Mr Huck is an attorney with Jones Day, the firm that has represented Mr Trump's campaign. His father, Paul C Huck, is a judge on the US District Court for the Southern District of Florida, a position to which he was nominated by Bill Clinton in 2000. "I don't think they get overly partisan at the kitchen table," Mr Díaz added.

Ms Lagoa was born in Miami and grew up in Hialeah. She graduated from Florida International University in 1989 and received her law degree from Columbia University in 1992, according to her court biographies.

After her appointment by then-governor Bush in 2006, she served for 13 years on the Miami-area appeals court. Ms Lagoa was among Mr DeSantis' first nominees to the Florida Supreme Court. Already the first female chief judge on the Florida appeals court, Ms Lagoa became the first Cuban American on Florida's high court.

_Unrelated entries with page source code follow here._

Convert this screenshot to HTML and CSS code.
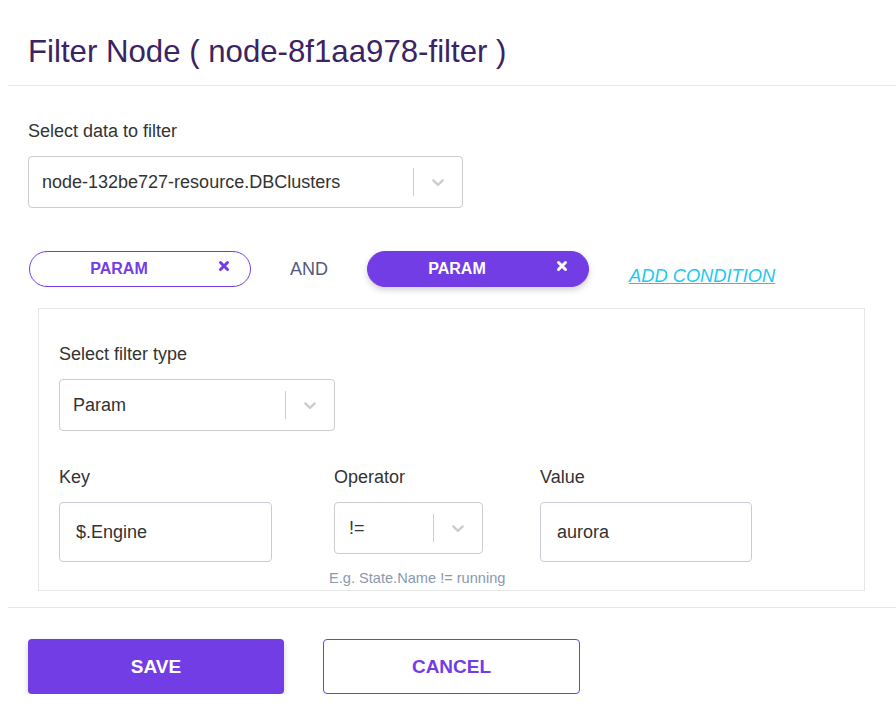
FILE: index.html
```html
<!DOCTYPE html>
<html lang="en">
<head>
    <meta charset="UTF-8">
    <meta name="viewport" content="width=device-width, initial-scale=1.0">
    <title>Filter Node</title>
    <link rel="stylesheet" href="styles.css">
</head>
<body>
    <div class="modal">
        <div class="modal-header">
            <h1>Filter Node ( node-8f1aa978-filter )</h1>
        </div>

        <div class="modal-body">
            <label class="field-label">Select data to filter</label>
            <div class="select select-data">
                <span class="select-value">node-132be727-resource.DBClusters</span>
                <span class="select-sep"></span>
                <svg class="chevron" viewBox="0 0 20 20" width="20" height="20"><path d="M4.516 7.548c0.436-0.446 1.043-0.481 1.576 0l3.908 3.747 3.908-3.747c0.533-0.481 1.141-0.446 1.574 0 0.436 0.445 0.408 1.197 0 1.615-0.406 0.418-4.695 4.502-4.695 4.502-0.217 0.223-0.502 0.335-0.787 0.335s-0.57-0.112-0.789-0.335c0 0-4.287-4.084-4.695-4.502s-0.436-1.170 0-1.615z"/></svg>
            </div>

            <div class="conditions">
                <div class="chip">
                    <span>PARAM</span>
                    <svg class="chip-close" viewBox="0 0 12 12" width="12" height="12"><path d="M2.5 2.5 L9.5 9.5 M9.5 2.5 L2.5 9.5"/></svg>
                </div>
                <span class="and">AND</span>
                <div class="chip chip-active">
                    <span>PARAM</span>
                    <svg class="chip-close" viewBox="0 0 12 12" width="12" height="12"><path d="M2.5 2.5 L9.5 9.5 M9.5 2.5 L2.5 9.5"/></svg>
                </div>
                <a class="add-condition" href="#">ADD CONDITION</a>
            </div>

            <div class="panel">
                <label class="field-label">Select filter type</label>
                <div class="select select-type">
                    <span class="select-value">Param</span>
                    <span class="select-sep"></span>
                    <svg class="chevron" viewBox="0 0 20 20" width="20" height="20"><path d="M4.516 7.548c0.436-0.446 1.043-0.481 1.576 0l3.908 3.747 3.908-3.747c0.533-0.481 1.141-0.446 1.574 0 0.436 0.445 0.408 1.197 0 1.615-0.406 0.418-4.695 4.502-4.695 4.502-0.217 0.223-0.502 0.335-0.787 0.335s-0.57-0.112-0.789-0.335c0 0-4.287-4.084-4.695-4.502s-0.436-1.170 0-1.615z"/></svg>
                </div>

                <div class="row">
                    <div class="col col-key">
                        <label class="field-label">Key</label>
                        <div class="text-input">$.Engine</div>
                    </div>
                    <div class="col col-op">
                        <label class="field-label">Operator</label>
                        <div class="select select-op">
                            <span class="select-value">!=</span>
                            <span class="select-sep"></span>
                            <svg class="chevron" viewBox="0 0 20 20" width="20" height="20"><path d="M4.516 7.548c0.436-0.446 1.043-0.481 1.576 0l3.908 3.747 3.908-3.747c0.533-0.481 1.141-0.446 1.574 0 0.436 0.445 0.408 1.197 0 1.615-0.406 0.418-4.695 4.502-4.695 4.502-0.217 0.223-0.502 0.335-0.787 0.335s-0.57-0.112-0.789-0.335c0 0-4.287-4.084-4.695-4.502s-0.436-1.170 0-1.615z"/></svg>
                        </div>
                        <div class="hint">E.g. State.Name != running</div>
                    </div>
                    <div class="col col-value">
                        <label class="field-label">Value</label>
                        <div class="text-input">aurora</div>
                    </div>
                </div>
            </div>
        </div>

        <div class="modal-footer">
            <button type="button" class="btn btn-primary">SAVE</button>
            <button type="button" class="btn btn-outline">CANCEL</button>
        </div>
    </div>
</body>
</html>
```

FILE: styles.css
```css
body {
    font-family: "Liberation Sans", Arial, sans-serif;
    margin: 0;
    padding: 0;
    background-color: #ffffff;
    color: #333333;
}
.modal {
    margin-left: 8px;
    width: 888px;
}
.modal-header {
    padding: 30px 20px 0;
    height: 55px;
    border-bottom: 1px solid #e6e6e6;
}
h1 {
    margin: 0;
    font-weight: normal;
    font-size: 31.2px;
    line-height: 44px;
    color: #3b2461;
}
.modal-body {
    padding: 34px 20px 0;
}
.field-label {
    display: block;
    font-size: 18px;
    line-height: 22px;
    color: #333333;
    margin-bottom: 14px;
}
.select {
    display: flex;
    align-items: center;
    height: 52px;
    box-sizing: border-box;
    border: 1px solid #cccccc;
    border-radius: 4px;
    padding-left: 13px;
}
.select-value {
    flex: 1;
    font-size: 18px;
    color: #333333;
}
.select-sep {
    width: 1px;
    height: 28px;
    background-color: #cccccc;
}
.chevron {
    fill: #cccccc;
    margin: 0 14px 0 14px;
}
.select-data {
    width: 435px;
}
.conditions {
    display: flex;
    align-items: center;
    margin-top: 43px;
    height: 36px;
}
.chip {
    position: relative;
    width: 222px;
    height: 36px;
    box-sizing: border-box;
    border: 1px solid #733de6;
    border-radius: 18px;
    display: flex;
    align-items: center;
    justify-content: center;
    font-size: 16px;
    font-weight: bold;
    color: #733de6;
}
.chip:first-child {
    margin-left: 1px;
}
.chip span {
    margin-left: -42px;
}
.chip-close {
    position: absolute;
    right: 20px;
    top: 8px;
    stroke: #733de6;
    stroke-width: 3;
    stroke-linecap: round;
}
.chip-active {
    background-color: #733de6;
    color: #ffffff;
    box-shadow: 0 3px 6px rgba(0, 0, 0, 0.18);
}
.chip-active .chip-close {
    stroke: #ffffff;
}
.and {
    font-size: 18px;
    color: #555a78;
    margin: 0 39px;
}
.add-condition {
    margin-left: 40px;
    margin-top: 14px;
    font-size: 18.3px;
    font-style: italic;
    color: #1ec9ef;
}
.panel {
    margin: 21px 10px 0 10px;
    width: 827px;
    box-sizing: border-box;
    border: 1px solid #e6e6e6;
    padding: 34px 20px 0;
    height: 283px;
}
.select-type {
    width: 276px;
}
.row {
    display: flex;
    margin-top: 35px;
}
.col-key {
    width: 213px;
    margin-right: 62px;
}
.col-op {
    width: 149px;
    margin-right: 57px;
}
.col-value {
    width: 212px;
}
.text-input {
    height: 60px;
    box-sizing: border-box;
    border: 1px solid #c8ccd6;
    border-radius: 4px;
    padding-left: 16px;
    display: flex;
    align-items: center;
    font-size: 18px;
    color: #333333;
}
.select-op .select-value {
    margin-left: 1px;
}
.hint {
    margin: 16px 0 0 -5px;
    font-size: 14.6px;
    line-height: 16px;
    white-space: nowrap;
    color: #8a99b0;
}
.modal-footer {
    margin-top: 16px;
    border-top: 1px solid #e6e6e6;
    padding: 31px 20px 0;
    display: flex;
    gap: 39px;
}
.btn {
    width: 256px;
    height: 55px;
    border-radius: 4px;
    font-family: "Liberation Sans", Arial, sans-serif;
    font-size: 19px;
    font-weight: bold;
    cursor: pointer;
}
.btn-primary {
    background-color: #733de6;
    color: #ffffff;
    border: none;
    box-shadow: 0 3px 6px rgba(0, 0, 0, 0.18);
}
.btn-outline {
    width: 257px;
    background-color: #ffffff;
    color: #733de6;
    border: 1px solid #733de6;
}
```
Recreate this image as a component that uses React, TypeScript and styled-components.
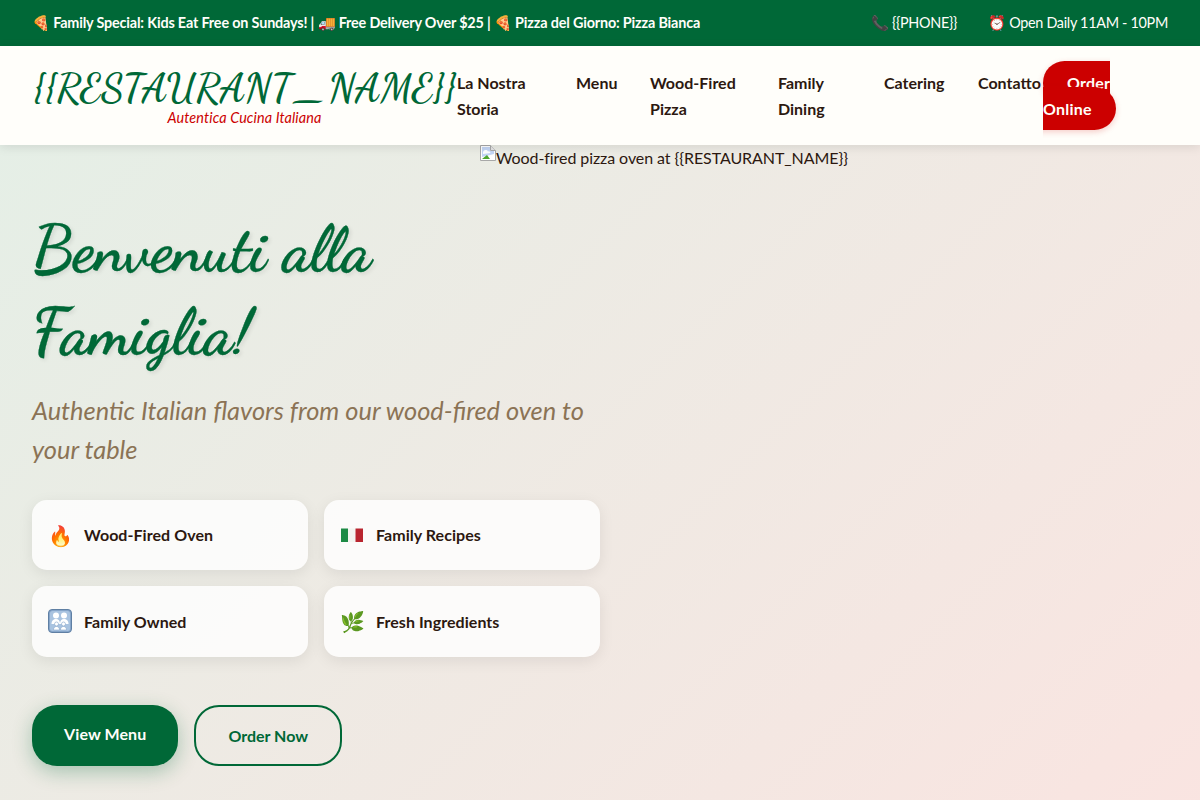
import React from "react";
import styled, { createGlobalStyle } from "styled-components";

const Global = createGlobalStyle`
  * { margin: 0; padding: 0; box-sizing: border-box; }
  html, body { overflow: hidden; height: 800px; }
  body {
    font-family: Lato, "Noto Sans", sans-serif;
    line-height: 1.6;
    color: #2c1810;
    background: #fffefa;
  }
`;

const TopBar = styled.div`
  height: 46px;
  padding: 0 32px;
  background: #006837;
  color: #fffefa;
  font-size: 14.4px;
  display: flex;
  align-items: center;
  justify-content: space-between;
`;
const Promo = styled.div`
  font-weight: 700;
  letter-spacing: -0.17px;
`;
const Contact = styled.div`
  display: flex;
  gap: 31px;
  letter-spacing: -0.3px;
`;

const Header = styled.header`
  position: relative;
  z-index: 2;
  background: #fffefa;
  padding: 16px 32px;
  display: flex;
  align-items: center;
  box-shadow: 0 2px 10px rgba(0, 0, 0, 0.1);
`;
const Logo = styled.div`
  flex: none;
  width: 425px;
  text-align: center;
  white-space: nowrap;
`;
const LogoName = styled.div`
  font-family: "Dancing Script", cursive;
  font-size: 40.8px;
  font-weight: 600;
  height: 44px;
  line-height: 52px;
  color: #006837;
`;
const Tagline = styled.div`
  font-size: 14.4px;
  font-style: italic;
  color: #cc0000;
  letter-spacing: 0.12px;
`;
const Nav = styled.ul`
  list-style: none;
  display: flex;
  gap: 32px;
`;
const NavItem = styled.li<{ $w: number }>`
  flex: none;
  width: ${(p) => p.$w}px;
`;
const OrderItem = styled.li`
  flex: none;
  width: 72px;
  margin-left: -32px;
`;
const NavLink = styled.a`
  font-weight: 700;
  color: #2c1810;
  text-decoration: none;
`;
const OrderLink = styled.a`
  font-weight: 700;
  color: #fffefa;
  background: #cc0000;
  padding: 12px 24px 12.8px;
  border-radius: 25px;
  letter-spacing: 0.2px;
  box-shadow: 0 2px 6px rgba(204, 0, 0, 0.2);
`;

const Hero = styled.section`
  position: relative;
  height: 685px;
  background: linear-gradient(135deg, rgba(0, 104, 55, 0.1), rgba(204, 0, 0, 0.1));
`;
const HeroImage = styled.div`
  position: absolute;
  top: 0;
  right: 0;
  width: 60%;
  height: 100%;
  letter-spacing: -0.08px;
`;
const BrokenIcon = styled.svg`
  width: 16px;
  height: 16px;
  vertical-align: top;
`;
const HeroContent = styled.div`
  position: relative;
  width: 632px;
  padding: 63px 32px 64px;
`;
const Title = styled.h1`
  width: 500px;
  font-family: "Dancing Script", cursive;
  font-size: 64px;
  font-weight: 700;
  line-height: 1.3;
  color: #006837;
  -webkit-text-stroke: 0.3px #006837;
  text-shadow: 2px 2px 4px rgba(0, 0, 0, 0.1);
  margin-bottom: 17px;
`;
const Subtitle = styled.p`
  width: 568px;
  font-size: 25.4px;
  line-height: 38.4px;
  font-style: italic;
  color: #8b7355;
  margin-bottom: 31.6px;
`;
const Features = styled.div`
  width: 568px;
  display: grid;
  grid-template-columns: 1fr 1fr;
  gap: 16px;
  margin-bottom: 48px;
`;
const Feature = styled.div`
  display: flex;
  align-items: center;
  gap: 12px;
  padding: 16px;
  border-radius: 15px;
  background: rgba(255, 255, 255, 0.8);
  box-shadow: 0 4px 15px rgba(0, 0, 0, 0.08);
`;
const FeatureIcon = styled.span`
  flex: none;
  width: 24px;
  height: 38.4px;
  display: flex;
  align-items: center;
  justify-content: center;
  font-size: 20px;
  line-height: 38.4px;
`;
const IconArt = styled.svg`
  width: 24px;
  height: 24px;
  display: block;
`;
const FeatureLabel = styled.span`
  font-weight: 700;
  letter-spacing: 0.05px;
`;
const Actions = styled.div`
  display: flex;
  gap: 16px;
`;
const PrimaryButton = styled.a`
  padding: 16px 32px;
  border-radius: 25px;
  background: #006837;
  color: #fffefa;
  font-size: 16px;
  font-weight: 700;
  letter-spacing: 0.1px;
  box-shadow: 0 6px 20px rgba(0, 104, 55, 0.3);
`;
const GhostButton = styled.a`
  padding: 16px 32px;
  border-radius: 25px;
  border: 2px solid #006837;
  color: #006837;
  font-size: 16px;
  font-weight: 700;
`;

const FamilyIcon = () => (
  <IconArt viewBox="0 0 24 24">
    <rect x="0.5" y="0.5" width="23" height="23" rx="3.5" fill="#86a5c9" stroke="#5f7fa3" />
    <rect x="2" y="2" width="20" height="20" rx="2.5" fill="#a9c3e0" />
    <circle cx="8" cy="6.5" r="3" fill="#fff" />
    <circle cx="16" cy="6.5" r="3" fill="#fff" />
    <path d="M3.5 15C3.5 11.5 5.5 10 8 10C10.5 10 12 11.5 12 15Z" fill="#fff" />
    <path d="M12 15C12 11.5 13.5 10 16 10C18.5 10 20.5 11.5 20.5 15Z" fill="#fff" />
    <circle cx="8.5" cy="15" r="2" fill="#fff" stroke="#86a5c9" strokeWidth="0.6" />
    <circle cx="15.5" cy="15" r="2" fill="#fff" stroke="#86a5c9" strokeWidth="0.6" />
    <path d="M5.5 21C5.5 18.5 7 17.5 8.5 17.5C10 17.5 11.5 18.5 11.5 21Z" fill="#fff" stroke="#86a5c9" strokeWidth="0.6" />
    <path d="M12.5 21C12.5 18.5 14 17.5 15.5 17.5C17 17.5 18.5 18.5 18.5 21Z" fill="#fff" stroke="#86a5c9" strokeWidth="0.6" />
  </IconArt>
);

const FlagIcon = () => (
  <IconArt viewBox="0 0 24 24">
    <path d="M1 5.5H8V19H1Z" fill="#1d8a45" />
    <path d="M8 5.5H15.5V19H8Z" fill="#f4f4f0" />
    <path d="M15.5 5.5H23V19H15.5Z" fill="#b9252f" />
  </IconArt>
);

const features: [React.ReactNode, string][] = [
  ["🔥", "Wood-Fired Oven"],
  [<FlagIcon />, "Family Recipes"],
  [<FamilyIcon />, "Family Owned"],
  ["🌿", "Fresh Ingredients"],
];
const links: [string, number][] = [
  ["La Nostra Storia", 87],
  ["Menu", 42],
  ["Wood-Fired Pizza", 96],
  ["Family Dining", 74],
  ["Catering", 62],
  ["Contatto", 65],
];

export default function App() {
  return (
    <>
      <Global />
      <TopBar>
        <Promo>🍕 Family Special: Kids Eat Free on Sundays! | 🚚 Free Delivery Over $25 | 🍕 Pizza del Giorno: Pizza Bianca</Promo>
        <Contact>
          <span>📞 {"{{PHONE}}"}</span>
          <span>⏰ Open Daily 11AM - 10PM</span>
        </Contact>
      </TopBar>
      <Header>
        <Logo>
          <LogoName>{"{{RESTAURANT_NAME}}"}</LogoName>
          <Tagline>Autentica Cucina Italiana</Tagline>
        </Logo>
        <Nav>
          {links.map(([label, w]) => (
            <NavItem key={label} $w={w}>
              <NavLink>{label}</NavLink>
            </NavItem>
          ))}
          <OrderItem>
            <OrderLink>Order Online</OrderLink>
          </OrderItem>
        </Nav>
      </Header>
      <Hero>
        <HeroImage>
          <BrokenIcon viewBox="0 0 16 16">
            <path d="M0.5 0.5H10.5L15.5 5.5V15.5H0.5Z" fill="#fff" stroke="#a8a8a8" />
            <path d="M10.5 0.5V5.5H15.5" fill="#e4e4e4" stroke="#a8a8a8" />
            <path d="M2 2H10V6H14V9L2 12Z" fill="#c4d6f5" />
            <path d="M3 7C4 4.5 7 4.5 8 6.5C9 6 10 6.5 10.5 8L3 9Z" fill="#fff" />
            <path d="M2 14L7 10L10 14Z" fill="#4ea62e" />
          </BrokenIcon>
          Wood-fired pizza oven at {"{{RESTAURANT_NAME}}"}
        </HeroImage>
        <HeroContent>
          <Title>Benvenuti alla Famiglia!</Title>
          <Subtitle>Authentic Italian flavors from our wood-fired oven to your table</Subtitle>
          <Features>
            {features.map(([icon, label]) => (
              <Feature key={label}>
                <FeatureIcon>{icon}</FeatureIcon>
                <FeatureLabel>{label}</FeatureLabel>
              </Feature>
            ))}
          </Features>
          <Actions>
            <PrimaryButton>View Menu</PrimaryButton>
            <GhostButton>Order Now</GhostButton>
          </Actions>
        </HeroContent>
      </Hero>
    </>
  );
}
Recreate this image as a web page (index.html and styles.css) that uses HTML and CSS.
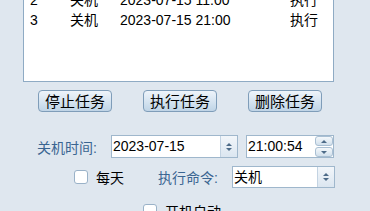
FILE: index.html
```html
<!DOCTYPE html>
<html>
<head>
<meta charset="utf-8">
<title>定时关机</title>
<link rel="stylesheet" href="styles.css">
</head>
<body>

<div class="app">

	<div class="tasklist">
		<div class="row"><span>1</span><span>关机</span><span>2023-07-15 08:00</span><span>执行</span></div>
		<div class="row"><span>2</span><span>关机</span><span>2023-07-15 11:00</span><span>执行</span></div>
		<div class="row"><span>3</span><span>关机</span><span>2023-07-15 21:00</span><span>执行</span></div>
	</div>

	<div class="buttons">
		<button class="btn">停止任务</button>
		<button class="btn">执行任务</button>
		<button class="btn">删除任务</button>
	</div>

	<div class="line first">
		<span class="label timelabel">关机时间:</span>
		<div class="field date">
			<span class="value">2023-07-15</span>
			<span class="updown"><i class="up"></i><i class="down"></i></span>
		</div>
		<div class="field time">
			<span class="value">21:00:54</span>
			<span class="spin">
				<span class="sbtn"><i class="up"></i></span>
				<span class="sbtn"><i class="down"></i></span>
			</span>
		</div>
	</div>

	<div class="line second">
		<span class="check"></span>
		<span class="plain">每天</span>
		<span class="label cmdlabel">执行命令:</span>
		<div class="field combo">
			<span class="value">关机</span>
			<span class="updown"><i class="up"></i><i class="down"></i></span>
		</div>
	</div>

	<div class="line third">
		<span class="check"></span>
		<span class="plain">开机自动</span>
	</div>

</div>

</body>
</html>
```

FILE: styles.css
```css
html {
	background: #dfe7ef;
}

body {
	margin: 0;
	font-family: "Liberation Sans", "Noto Sans CJK SC", sans-serif;
	font-size: 14px;
	color: #000;
}

.app {
	width: 370px;
	padding-top: 1px;
}

.tasklist {
	box-sizing: border-box;
	width: 311px;
	height: 115px;
	margin: -34px 0 0 23px;
	padding: 2px 0 0 0;
	background: #fff;
	border: 1px solid #8fabc4;
}

.row {
	display: grid;
	grid-template-columns: 40px 50px 170px 1fr;
	height: 20px;
	line-height: 20px;
	padding-left: 6px;
}

.buttons {
	display: flex;
	gap: 31px;
	margin: 8px 0 0 38px;
}

.btn {
	box-sizing: border-box;
	width: 74px;
	height: 22px;
	padding: 0;
	font: inherit;
	font-size: 15px;
	line-height: 19px;
	color: #000;
	background: linear-gradient(#eef4fa, #d7e5f1 50%, #bfd4e6);
	border: 1px solid #7f9db9;
	border-radius: 4px;
}

.line {
	display: flex;
	align-items: center;
}

.first {
	margin: 23px 0 0 37px;
}

.second {
	margin: 8px 0 0 74px;
}

.third {
	margin: 13px 0 0 143px;
}

.label {
	color: #3a6591;
}

.timelabel {
	width: 74px;
}

.cmdlabel {
	width: 74px;
	margin-left: 34px;
}

.plain {
	margin-left: 8px;
}

.check {
	box-sizing: border-box;
	width: 14px;
	height: 14px;
	background: #fff;
	border: 1px solid #9ab2c8;
	border-radius: 3px;
}

.field {
	box-sizing: border-box;
	display: flex;
	align-items: stretch;
	background: #fff;
	border: 1px solid #9fb7cc;
	height: 23px;
}

.value {
	flex: 1;
	padding-left: 1px;
	line-height: 21px;
}

.date {
	width: 127px;
}

.time {
	width: 88px;
	margin-left: 8px;
}

.combo {
	width: 103px;
	height: 22px;
}

.combo .value {
	line-height: 20px;
}

.updown {
	width: 16px;
	display: flex;
	flex-direction: column;
	align-items: center;
	justify-content: center;
	gap: 2px;
	border-left: 1px solid #c3d3e2;
	background: linear-gradient(#f2f6fa, #dbe6f0);
}

.spin {
	width: 18px;
	display: flex;
	flex-direction: column;
	justify-content: space-between;
	padding: 0 0 0 1px;
}

.sbtn {
	box-sizing: border-box;
	height: 10px;
	display: flex;
	align-items: center;
	justify-content: center;
	border: 1px solid #a9bfd3;
	border-radius: 3px;
	background: linear-gradient(#f4f8fb, #d2e0ec);
}

.up {
	width: 0;
	height: 0;
	border-left: 3px solid transparent;
	border-right: 3px solid transparent;
	border-bottom: 3px solid #4d6b88;
}

.down {
	width: 0;
	height: 0;
	border-left: 3px solid transparent;
	border-right: 3px solid transparent;
	border-top: 3px solid #4d6b88;
}
```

But her stop in Tallahassee became one of the shortest in 50 years. After fewer than nine months, she was nominated by Mr Trump to sit on the US Court of Appeals for the 11th Circuit. The Senate confirmed her nomination by an 80-to-15 vote.

Permeating Democratic questions for Ms Lagoa were her connections to the Federalist Society and whether she knowingly benefited from the influential nonprofit's increasing use of expensive media campaigns to promote conservative judges.

In written answers, she recalled how the group's powerful executive vice president, Leonard Leo, had traveled to Orlando to interview finalists for the federal bench. She said she first met Leo "in passing" after a Federalist Society luncheon in 2015 and did not recall speaking with him again until the interview in 2019.

She also acknowledged having attended an annual Federalist Society conference and celebration hosted for judges at Disney World. She said she was not aware of meeting any fundraisers at the event in 2019 who may have been supporting her nomination.

"I spent most of my time at the dessert reception speaking with lawyers and other judges, as well as their children, about non-legal matters (for example, our children, our day on the rides at other theme parks at Walt Disney World)," she wrote.